Poetry has been very much intellectualized. There’s a lot of gatekeeping around it, for both readers and writers. Every time I send a new poem to my mom, for example, she makes sure to preface her response with some variation of “I don’t understand poetry, but…” There’s a fear there that her interpretation or experience of the work is going to be wrong.

But the things is, even I don’t always fully understand the poems I write. They’re not intellectual exercises for me. Maybe they are for some other poets. But when I read a poem to someone, I don’t need or want them to solve it or figure it out or understand it. I just want them to listen and then feel something. Maybe it has something to do with the way poetry is taught in high school? I remember so much deconstruction. What is the author trying to say, what is the function of this metaphor, etc. Makes you think that a poem works like a machine. But it’s not a machine. It’s a magic spell, or some kind of organism. 

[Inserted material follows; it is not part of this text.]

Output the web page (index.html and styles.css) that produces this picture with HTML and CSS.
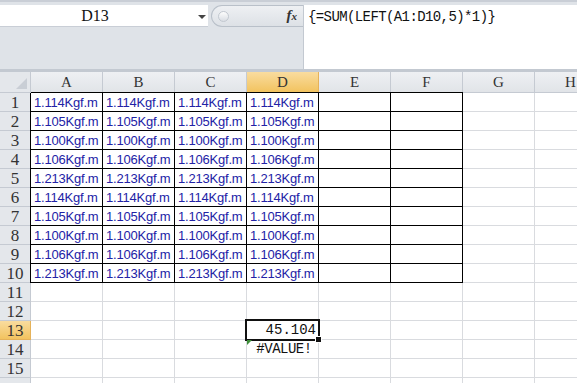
FILE: index.html
```html
<!DOCTYPE html>
<html lang="zh-Hant">
<head>
  <meta charset="UTF-8">
  <title>Excel - D13</title>
  <link rel="stylesheet" href="styles.css">
</head>
<body>
  <div class="formula-bar">
    <div class="name-row">
      <div class="name-box">
        <span class="name">D13</span>
        <span class="arrow"></span>
      </div>
      <div class="pill">
        <span class="knob"></span>
        <span class="fx">f<span class="x">x</span></span>
      </div>
    </div>
    <div class="formula">{=SUM(LEFT(A1:D10,5)*1)}</div>
  </div>

  <div class="sheet" id="sheet"></div>

  <script>
    const cols = ['A', 'B', 'C', 'D', 'E', 'F', 'G', 'H'];
    const values = ['1.114', '1.105', '1.100', '1.106', '1.213',
                    '1.114', '1.105', '1.100', '1.106', '1.213'];
    const sheet = document.getElementById('sheet');
    let html = '<div class="corner"><span class="tri"></span></div>';

    cols.forEach(function (c) {
      html += '<div class="col-head' + (c === 'D' ? ' active' : '') + '">' + c + '</div>';
    });

    // row 16 only peeks in at the bottom edge, its number is not visible
    for (let r = 1; r <= 16; r++) {
      html += '<div class="row-head' + (r === 13 ? ' active' : '') + '">' + (r < 16 ? r : '') + '</div>';
      cols.forEach(function (c, i) {
        let cls = 'cell';
        let text = '';
        if (r <= 10 && i < 6) {
          cls += ' boxed';
          if (r === 1) cls += ' top';
          if (i === 0) cls += ' left';
          if (i < 4) text = values[r - 1] + 'Kgf.m';
        }
        if (r === 13 && c === 'D') {
          cls += ' selected num';
          text = '45.104';
        }
        if (r === 14 && c === 'D') {
          cls += ' error';
          text = '#VALUE!';
        }
        html += '<div class="' + cls + '">' + text + '</div>';
      });
    }
    sheet.innerHTML = html;
  </script>
</body>
</html>
```

FILE: styles.css
```css
body {
  margin: 0;
  width: 577px;
  height: 383px;
  overflow: hidden;
  background: #fff;
  font-family: "Liberation Sans", Arial, sans-serif;
}

/* formula bar */
.formula-bar {
  display: flex;
  height: 72px;
  box-sizing: border-box;
  padding-top: 3px;
  background: #dfe3e8;
  border-top: 2px solid #c9ced6;
  border-bottom: 3px solid #c3c9d1;
}
.name-row {
  display: flex;
  width: 303px;
  height: 22px;
}
.name-box {
  position: relative;
  width: 208px;
  background: #fff;
  border-bottom: 1px solid #c9ced6;
}
.name {
  display: block;
  width: 190px;
  text-align: center;
  font-family: "Liberation Serif", serif;
  font-size: 16px;
  line-height: 22px;
  color: #111;
}
.arrow {
  position: absolute;
  left: 198px;
  top: 10px;
  border-left: 4px solid transparent;
  border-right: 4px solid transparent;
  border-top: 4px solid #444;
}
.pill {
  position: relative;
  flex: 1;
  margin-left: 3px;
  border: 1px solid #b9c0c9;
  border-right: none;
  border-radius: 12px 0 0 12px;
  background: linear-gradient(#eef0f3, #dde1e6);
}
.knob {
  position: absolute;
  left: 6px;
  top: 5px;
  width: 9px;
  height: 9px;
  border-radius: 50%;
  border: 1px solid #c2c8d0;
  background: linear-gradient(#fdfdfd, #dadee4);
}
.fx {
  position: absolute;
  right: 6px;
  top: 1px;
  font-family: "Liberation Serif", serif;
  font-style: italic;
  font-weight: bold;
  font-size: 15px;
  color: #333;
}
.fx .x {
  font-size: 11px;
}
.formula {
  flex: 1;
  background: #fff;
  border-left: 1px solid #c3c9d1;
  padding: 1px 0 0 4px;
  font-family: "Liberation Mono", monospace;
  font-size: 14px;
  letter-spacing: -0.6px;
  line-height: 22px;
  color: #111;
}

/* grid */
.sheet {
  display: grid;
  grid-template-columns: 31px repeat(8, 72px);
  grid-template-rows: 21px;
  grid-auto-rows: 19px;
  overflow: hidden;
}
.sheet > div {
  box-sizing: border-box;
  border-right: 1px solid #d9dbdf;
  border-bottom: 1px solid #d9dbdf;
  white-space: nowrap;
  overflow: hidden;
}
.corner {
  position: relative;
  background: #e4e7eb;
  border-color: #c5cad2 !important;
}
.tri {
  position: absolute;
  right: 3px;
  bottom: 3px;
  border-left: 11px solid transparent;
  border-bottom: 11px solid #c9ced5;
}
.col-head {
  background: linear-gradient(#eef0f3, #e1e4e8);
  border-color: #c5cad2 !important;
  text-align: center;
  font-family: "Liberation Serif", serif;
  font-size: 15px;
  line-height: 21px;
  color: #333;
}
.row-head {
  background: #e4e7eb;
  border-color: #c5cad2 !important;
  text-align: center;
  font-family: "Liberation Serif", serif;
  font-size: 17px;
  line-height: 19px;
  color: #333;
}
.col-head.active,
.row-head.active {
  background: linear-gradient(#f9dc9f, #f2c35f);
  border-color: #e5b25a !important;
}
.cell {
  padding-left: 3px;
  font-size: 13px;
  letter-spacing: -0.2px;
  line-height: 19px;
  color: #2222a6;
}
.cell.boxed {
  border-color: #000;
}
.cell.top {
  box-shadow: 0 -1px 0 #000;
}
.cell.left {
  box-shadow: -1px 0 0 #000;
}
.cell.top.left {
  box-shadow: 0 -1px 0 #000, -1px 0 0 #000, -1px -1px 0 #000;
}
.cell.selected {
  position: relative;
  overflow: visible;
}
.cell.selected::before {
  content: "";
  position: absolute;
  left: -2px;
  top: -2px;
  right: -2px;
  bottom: -2px;
  border: 2px solid #111;
}
.cell.selected::after {
  content: "";
  position: absolute;
  right: -4px;
  bottom: -4px;
  width: 5px;
  height: 5px;
  background: #111;
  border: 1px solid #fff;
  z-index: 1;
}
.cell.num {
  text-align: right;
  padding-right: 2px;
  font-family: "Liberation Mono", monospace;
  font-size: 14px;
  letter-spacing: 0;
  color: #111;
}
.cell.error {
  position: relative;
  text-align: center;
  font-family: "Liberation Mono", monospace;
  font-size: 14px;
  letter-spacing: -0.5px;
  color: #111;
}
.cell.error::before {
  content: "";
  position: absolute;
  left: 0;
  top: 0;
  border-top: 5px solid #3f8f3a;
  border-right: 5px solid transparent;
}
```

What I didn’t understand early on is that in poetry, meaning stacks. If a word in a poem triggers a feeling in you, or makes you remember something, that meaning goes into the poem. And in my head canon at least, that meaning becomes part of the poem, even if it’s a meaning that only you understand. So the more poems are read and shared and experienced, the more meaningful they become. It’s like that game Katamari, where the ball of objects grows bigger and bigger and bigger, picking up everything in its path. All that gatekeeping does is restrict the enjoyment and proliferation of poetry to a group of people who are supposedly in the know. But nobody really knows. I think poetry tries to put words to the great mysteries of life. And nobody has those answers.